When you freeze it, the water becomes crystalized, and this crystallization process causes the gelatin bonds to break. The damage to the jello is irreparable because of the destroyed bonds.
Can You Freeze Jello Shots?
As with regular jello, you can freeze jello shots in a technical sense. Alcohol takes a lot longer to freeze, but the same chemical bond of gelatin that gets destroyed in regular jello will also break in the jello shots.
The whole situation of frozen jello shots will end up in a fail because once the bonds break, the texture will crystalize and spoil the consistency. That will make the taste unappealing and unenjoyable.
If your biggest concern is making jello shots ahead of time, you can still do that and keep them in the fridge. They stay pretty well for 2-3 days when refrigerated and will be ready for your guests at your next party.
Can You Reheat Frozen/Thawed Jello?
Your first instinct after realizing that you shouldn’t have frozen your jello might be to reheat it, hoping the lumpiness will disappear into liquid and your jello will set firmly again. Well, that was also my first thought process. But that’s unfortunately not the case.
As mentioned previously, once your jello is frozen, the bonds of the gelatin compounds break. These compounds bind the jello, and if they are destroyed, they cannot bind again.
If you do reheat your frozen jello or thawed jello, you will probably save it from looking like it’s just been through a mincing machine, but even if you leave it to set or put it in the refrigerator, it won’t firm up and get back its wiggly jiggly texture again.
How To Save Your Frozen Jello
So you froze your jello, and then you tried to reheat it, and it’s not setting. You think there’s no way to save it, and you have to throw it all away. But don’t despair completely; there is one option left that can help you save your yummy strawberry jello.
The one way you might manage to save your frozen, thawed, separated, watery, lumpy jello is by adding an extra little bit of gelatin to it.
Here is how you would do it:
- Mix about 1-2 teaspoons of gelatin powder to about 2 tablespoons of water to dissolve it and keep it aside.
- Add your spoiled jello to a saucepan, and on low to the medium setting, let it heat up into liquid.

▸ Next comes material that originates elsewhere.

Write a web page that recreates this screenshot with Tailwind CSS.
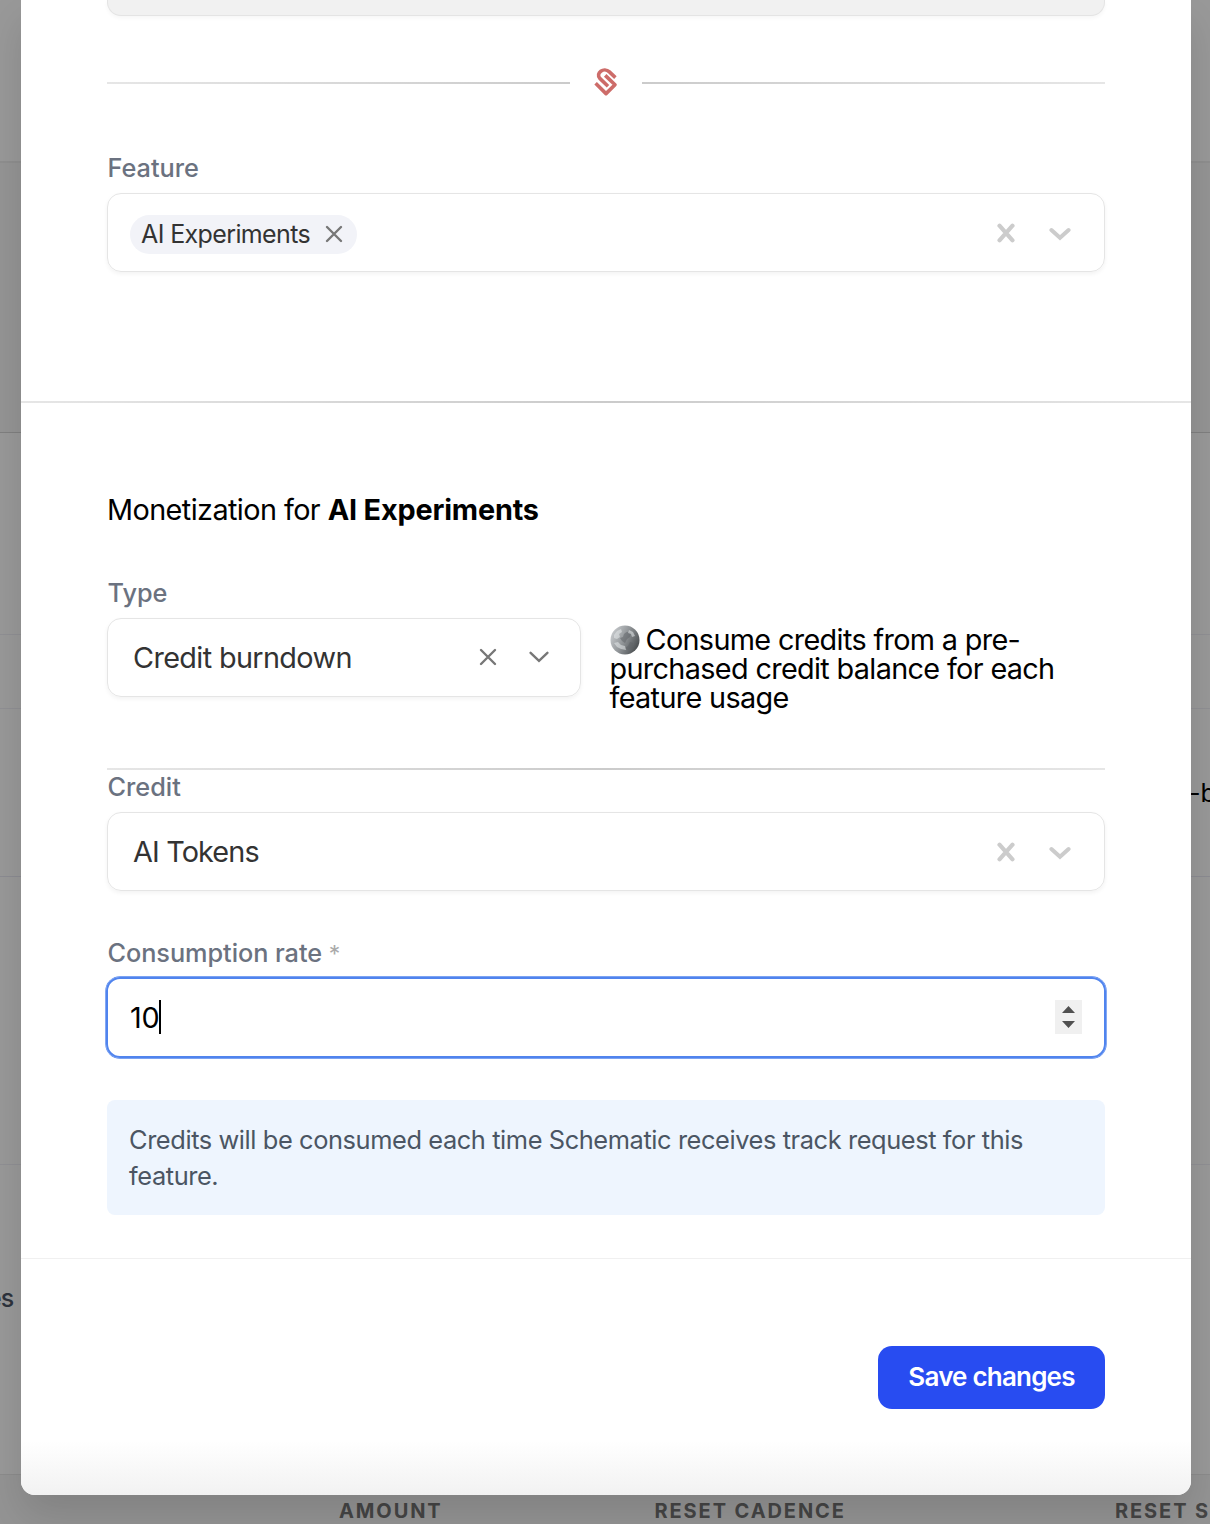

- Be careful not to boil it as this will destroy it further. It only needs to warm up.
- Once the jello is hot and liquid, stir in the prepared gelatin mixture, ensuring it is well dissolved.
- Let it cool slightly, add to your mold or preferred dish, and let it set.
- You can leave it on the countertop until completely cooled and then refrigerate it.
- If you need it to set quickly, put it in the freezer for no longer than 10 minutes. Set a timer, so you dint forget. Remember, you don’t want it to freeze!
This method will give you a firm jelly but bear in mind that the texture might be get slightly altered, and the flavor may dim down a little bit. But the method does work if you are desperate to save your jello.
It is recommended that you don’t freeze your jello. If you need it to set quickly, freeze it for no longer than 10 minutes. Jello stays well in the refrigerator for 2-4 days so you can make ahead and don’t need to stress on the day your guests are arriving.
Freezing jello will destroy its binding that keeps it firm and jiggly, which is the entire point and fun part of jello. But remember, if you made the mistake of freezing it, there is a sneaky way to save it in some form – hopefully, that will be helpful to you!